→ DATASET CONTENT:
◇ ◇ ◇

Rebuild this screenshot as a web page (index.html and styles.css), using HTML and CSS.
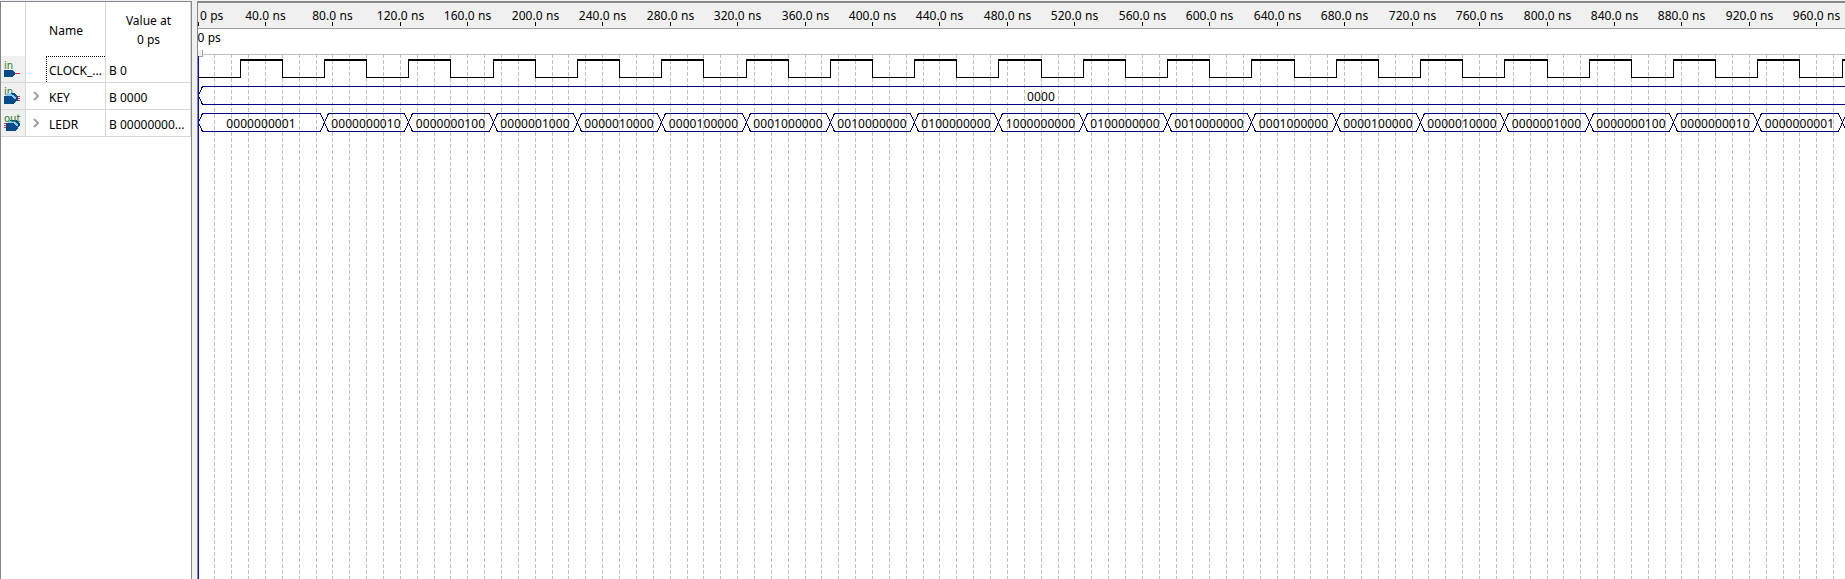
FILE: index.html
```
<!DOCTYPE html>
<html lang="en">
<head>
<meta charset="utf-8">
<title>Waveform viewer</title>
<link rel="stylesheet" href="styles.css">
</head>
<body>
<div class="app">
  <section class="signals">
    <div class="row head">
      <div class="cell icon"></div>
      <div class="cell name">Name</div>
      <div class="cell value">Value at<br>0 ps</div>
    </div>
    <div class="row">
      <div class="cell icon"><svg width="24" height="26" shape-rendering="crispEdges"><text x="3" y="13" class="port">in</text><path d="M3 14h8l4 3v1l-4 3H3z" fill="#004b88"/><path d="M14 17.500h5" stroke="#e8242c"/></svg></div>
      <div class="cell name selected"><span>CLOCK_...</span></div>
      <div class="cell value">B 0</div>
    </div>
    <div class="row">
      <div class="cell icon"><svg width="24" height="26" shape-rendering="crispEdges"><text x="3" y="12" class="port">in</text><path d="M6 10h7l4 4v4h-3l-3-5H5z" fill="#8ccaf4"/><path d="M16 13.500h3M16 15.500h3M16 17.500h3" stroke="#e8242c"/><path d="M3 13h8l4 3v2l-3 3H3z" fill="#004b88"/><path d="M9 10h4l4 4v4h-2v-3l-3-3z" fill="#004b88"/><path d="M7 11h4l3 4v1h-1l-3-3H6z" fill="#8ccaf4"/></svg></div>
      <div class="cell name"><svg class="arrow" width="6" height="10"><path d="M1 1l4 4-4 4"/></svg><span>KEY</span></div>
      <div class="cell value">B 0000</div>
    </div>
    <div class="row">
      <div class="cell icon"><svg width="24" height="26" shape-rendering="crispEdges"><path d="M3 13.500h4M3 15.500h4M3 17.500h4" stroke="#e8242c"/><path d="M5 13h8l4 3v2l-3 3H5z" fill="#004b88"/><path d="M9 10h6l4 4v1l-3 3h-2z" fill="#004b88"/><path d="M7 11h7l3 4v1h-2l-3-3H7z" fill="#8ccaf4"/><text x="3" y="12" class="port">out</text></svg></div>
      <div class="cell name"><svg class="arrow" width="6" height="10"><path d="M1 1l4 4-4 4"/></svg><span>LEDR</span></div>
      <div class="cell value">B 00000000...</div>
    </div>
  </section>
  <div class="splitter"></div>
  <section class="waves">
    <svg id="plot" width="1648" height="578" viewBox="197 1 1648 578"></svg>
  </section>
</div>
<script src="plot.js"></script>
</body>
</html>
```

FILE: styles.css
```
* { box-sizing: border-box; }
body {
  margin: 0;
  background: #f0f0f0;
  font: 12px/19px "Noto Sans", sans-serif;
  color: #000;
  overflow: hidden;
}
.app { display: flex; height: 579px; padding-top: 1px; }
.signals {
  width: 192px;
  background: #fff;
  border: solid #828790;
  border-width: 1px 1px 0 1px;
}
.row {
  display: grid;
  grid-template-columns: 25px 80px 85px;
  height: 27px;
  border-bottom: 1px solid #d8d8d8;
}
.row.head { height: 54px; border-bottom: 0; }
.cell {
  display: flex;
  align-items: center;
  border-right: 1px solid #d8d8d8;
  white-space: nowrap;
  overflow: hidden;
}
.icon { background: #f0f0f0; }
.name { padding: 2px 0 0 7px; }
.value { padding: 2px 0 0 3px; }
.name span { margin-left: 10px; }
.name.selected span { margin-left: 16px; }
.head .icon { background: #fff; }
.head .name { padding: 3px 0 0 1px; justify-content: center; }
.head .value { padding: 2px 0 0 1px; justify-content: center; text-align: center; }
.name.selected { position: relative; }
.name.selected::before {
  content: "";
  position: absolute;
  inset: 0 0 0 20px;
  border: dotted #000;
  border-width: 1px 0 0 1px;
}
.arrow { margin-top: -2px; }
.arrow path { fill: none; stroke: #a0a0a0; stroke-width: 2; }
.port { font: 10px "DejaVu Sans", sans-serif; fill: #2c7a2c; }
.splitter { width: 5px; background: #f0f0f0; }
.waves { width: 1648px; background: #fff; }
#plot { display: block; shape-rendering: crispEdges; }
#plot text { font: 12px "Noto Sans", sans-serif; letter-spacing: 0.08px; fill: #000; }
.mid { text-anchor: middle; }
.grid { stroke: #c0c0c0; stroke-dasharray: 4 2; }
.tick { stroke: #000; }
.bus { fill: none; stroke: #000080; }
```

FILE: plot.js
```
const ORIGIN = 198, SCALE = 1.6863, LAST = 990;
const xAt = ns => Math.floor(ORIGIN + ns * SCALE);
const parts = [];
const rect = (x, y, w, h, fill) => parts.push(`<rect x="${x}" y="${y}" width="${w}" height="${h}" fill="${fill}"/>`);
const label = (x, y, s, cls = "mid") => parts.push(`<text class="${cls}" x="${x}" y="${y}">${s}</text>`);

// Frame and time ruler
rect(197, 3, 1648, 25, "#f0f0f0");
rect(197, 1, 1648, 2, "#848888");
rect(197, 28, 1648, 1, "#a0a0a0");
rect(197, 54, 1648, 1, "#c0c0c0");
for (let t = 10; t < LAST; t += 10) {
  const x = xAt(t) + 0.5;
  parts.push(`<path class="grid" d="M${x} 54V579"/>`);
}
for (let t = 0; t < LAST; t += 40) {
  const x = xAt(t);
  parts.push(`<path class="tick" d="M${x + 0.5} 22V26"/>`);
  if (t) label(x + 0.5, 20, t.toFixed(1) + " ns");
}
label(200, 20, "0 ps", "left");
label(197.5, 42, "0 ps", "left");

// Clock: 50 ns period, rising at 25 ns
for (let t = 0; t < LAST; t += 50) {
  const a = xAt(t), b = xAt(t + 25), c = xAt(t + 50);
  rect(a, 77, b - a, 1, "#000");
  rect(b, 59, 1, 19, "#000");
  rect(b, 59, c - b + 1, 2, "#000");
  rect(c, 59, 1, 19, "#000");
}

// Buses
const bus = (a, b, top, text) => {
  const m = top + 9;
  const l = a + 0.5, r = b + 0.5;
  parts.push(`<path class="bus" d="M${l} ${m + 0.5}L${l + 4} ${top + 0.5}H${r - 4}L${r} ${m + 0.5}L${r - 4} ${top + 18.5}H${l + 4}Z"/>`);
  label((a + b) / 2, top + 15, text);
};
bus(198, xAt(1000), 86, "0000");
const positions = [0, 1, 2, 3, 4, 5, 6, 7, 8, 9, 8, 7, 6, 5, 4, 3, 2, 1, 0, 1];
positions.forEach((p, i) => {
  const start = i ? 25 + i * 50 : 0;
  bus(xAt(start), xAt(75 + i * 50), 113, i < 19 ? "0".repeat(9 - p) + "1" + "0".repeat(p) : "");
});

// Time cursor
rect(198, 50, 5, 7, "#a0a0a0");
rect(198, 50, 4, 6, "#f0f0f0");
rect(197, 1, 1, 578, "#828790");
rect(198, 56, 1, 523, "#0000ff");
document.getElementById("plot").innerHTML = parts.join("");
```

◇ ◇ ◇

→ PROMPT: Quote each line of the listing exactly, but leave the pictures out.

→ REPLY TO THE EXERCISE:
Rebuild this screenshot as a web page (index.html and styles.css), using HTML and CSS.
FILE: index.html
```
<!DOCTYPE html>
<html lang="en">
<head>
<meta charset="utf-8">
<title>Waveform viewer</title>
<link rel="stylesheet" href="styles.css">
</head>
<body>
<div class="app">
  <section class="signals">
    <div class="row head">
      <div class="cell icon"></div>
      <div class="cell name">Name</div>
      <div class="cell value">Value at<br>0 ps</div>
    </div>
    <div class="row">
      <div class="cell icon"><svg width="24" height="26" shape-rendering="crispEdges"><text x="3" y="13" class="port">in</text><path d="M3 14h8l4 3v1l-4 3H3z" fill="#004b88"/><path d="M14 17.500h5" stroke="#e8242c"/></svg></div>
      <div class="cell name selected"><span>CLOCK_...</span></div>
      <div class="cell value">B 0</div>
    </div>
    <div class="row">
      <div class="cell icon"><svg width="24" height="26" shape-rendering="crispEdges"><text x="3" y="12" class="port">in</text><path d="M6 10h7l4 4v4h-3l-3-5H5z" fill="#8ccaf4"/><path d="M16 13.500h3M16 15.500h3M16 17.500h3" stroke="#e8242c"/><path d="M3 13h8l4 3v2l-3 3H3z" fill="#004b88"/><path d="M9 10h4l4 4v4h-2v-3l-3-3z" fill="#004b88"/><path d="M7 11h4l3 4v1h-1l-3-3H6z" fill="#8ccaf4"/></svg></div>
      <div class="cell name"><svg class="arrow" width="6" height="10"><path d="M1 1l4 4-4 4"/></svg><span>KEY</span></div>
      <div class="cell value">B 0000</div>
    </div>
    <div class="row">
      <div class="cell icon"><svg width="24" height="26" shape-rendering="crispEdges"><path d="M3 13.500h4M3 15.500h4M3 17.500h4" stroke="#e8242c"/><path d="M5 13h8l4 3v2l-3 3H5z" fill="#004b88"/><path d="M9 10h6l4 4v1l-3 3h-2z" fill="#004b88"/><path d="M7 11h7l3 4v1h-2l-3-3H7z" fill="#8ccaf4"/><text x="3" y="12" class="port">out</text></svg></div>
      <div class="cell name"><svg class="arrow" width="6" height="10"><path d="M1 1l4 4-4 4"/></svg><span>LEDR</span></div>
      <div class="cell value">B 00000000...</div>
    </div>
  </section>
  <div class="splitter"></div>
  <section class="waves">
    <svg id="plot" width="1648" height="578" viewBox="197 1 1648 578"></svg>
  </section>
</div>
<script src="plot.js"></script>
</body>
</html>
```

FILE: styles.css
```
* { box-sizing: border-box; }
body {
  margin: 0;
  background: #f0f0f0;
  font: 12px/19px "Noto Sans", sans-serif;
  color: #000;
  overflow: hidden;
}
.app { display: flex; height: 579px; padding-top: 1px; }
.signals {
  width: 192px;
  background: #fff;
  border: solid #828790;
  border-width: 1px 1px 0 1px;
}
.row {
  display: grid;
  grid-template-columns: 25px 80px 85px;
  height: 27px;
  border-bottom: 1px solid #d8d8d8;
}
.row.head { height: 54px; border-bottom: 0; }
.cell {
  display: flex;
  align-items: center;
  border-right: 1px solid #d8d8d8;
  white-space: nowrap;
  overflow: hidden;
}
.icon { background: #f0f0f0; }
.name { padding: 2px 0 0 7px; }
.value { padding: 2px 0 0 3px; }
.name span { margin-left: 10px; }
.name.selected span { margin-left: 16px; }
.head .icon { background: #fff; }
.head .name { padding: 3px 0 0 1px; justify-content: center; }
.head .value { padding: 2px 0 0 1px; justify-content: center; text-align: center; }
.name.selected { position: relative; }
.name.selected::before {
  content: "";
  position: absolute;
  inset: 0 0 0 20px;
  border: dotted #000;
  border-width: 1px 0 0 1px;
}
.arrow { margin-top: -2px; }
.arrow path { fill: none; stroke: #a0a0a0; stroke-width: 2; }
.port { font: 10px "DejaVu Sans", sans-serif; fill: #2c7a2c; }
.splitter { width: 5px; background: #f0f0f0; }
.waves { width: 1648px; background: #fff; }
#plot { display: block; shape-rendering: crispEdges; }
#plot text { font: 12px "Noto Sans", sans-serif; letter-spacing: 0.08px; fill: #000; }
.mid { text-anchor: middle; }
.grid { stroke: #c0c0c0; stroke-dasharray: 4 2; }
.tick { stroke: #000; }
.bus { fill: none; stroke: #000080; }
```

FILE: plot.js
```
const ORIGIN = 198, SCALE = 1.6863, LAST = 990;
const xAt = ns => Math.floor(ORIGIN + ns * SCALE);
const parts = [];
const rect = (x, y, w, h, fill) => parts.push(`<rect x="${x}" y="${y}" width="${w}" height="${h}" fill="${fill}"/>`);
const label = (x, y, s, cls = "mid") => parts.push(`<text class="${cls}" x="${x}" y="${y}">${s}</text>`);

// Frame and time ruler
rect(197, 3, 1648, 25, "#f0f0f0");
rect(197, 1, 1648, 2, "#848888");
rect(197, 28, 1648, 1, "#a0a0a0");
rect(197, 54, 1648, 1, "#c0c0c0");
for (let t = 10; t < LAST; t += 10) {
  const x = xAt(t) + 0.5;
  parts.push(`<path class="grid" d="M${x} 54V579"/>`);
}
for (let t = 0; t < LAST; t += 40) {
  const x = xAt(t);
  parts.push(`<path class="tick" d="M${x + 0.5} 22V26"/>`);
  if (t) label(x + 0.5, 20, t.toFixed(1) + " ns");
}
label(200, 20, "0 ps", "left");
label(197.5, 42, "0 ps", "left");

// Clock: 50 ns period, rising at 25 ns
for (let t = 0; t < LAST; t += 50) {
  const a = xAt(t), b = xAt(t + 25), c = xAt(t + 50);
  rect(a, 77, b - a, 1, "#000");
  rect(b, 59, 1, 19, "#000");
  rect(b, 59, c - b + 1, 2, "#000");
  rect(c, 59, 1, 19, "#000");
}

// Buses
const bus = (a, b, top, text) => {
  const m = top + 9;
  const l = a + 0.5, r = b + 0.5;
  parts.push(`<path class="bus" d="M${l} ${m + 0.5}L${l + 4} ${top + 0.5}H${r - 4}L${r} ${m + 0.5}L${r - 4} ${top + 18.5}H${l + 4}Z"/>`);
  label((a + b) / 2, top + 15, text);
};
bus(198, xAt(1000), 86, "0000");
const positions = [0, 1, 2, 3, 4, 5, 6, 7, 8, 9, 8, 7, 6, 5, 4, 3, 2, 1, 0, 1];
positions.forEach((p, i) => {
  const start = i ? 25 + i * 50 : 0;
  bus(xAt(start), xAt(75 + i * 50), 113, i < 19 ? "0".repeat(9 - p) + "1" + "0".repeat(p) : "");
});

// Time cursor
rect(198, 50, 5, 7, "#a0a0a0");
rect(198, 50, 4, 6, "#f0f0f0");
rect(197, 1, 1, 578, "#828790");
rect(198, 56, 1, 523, "#0000ff");
document.getElementById("plot").innerHTML = parts.join("");
```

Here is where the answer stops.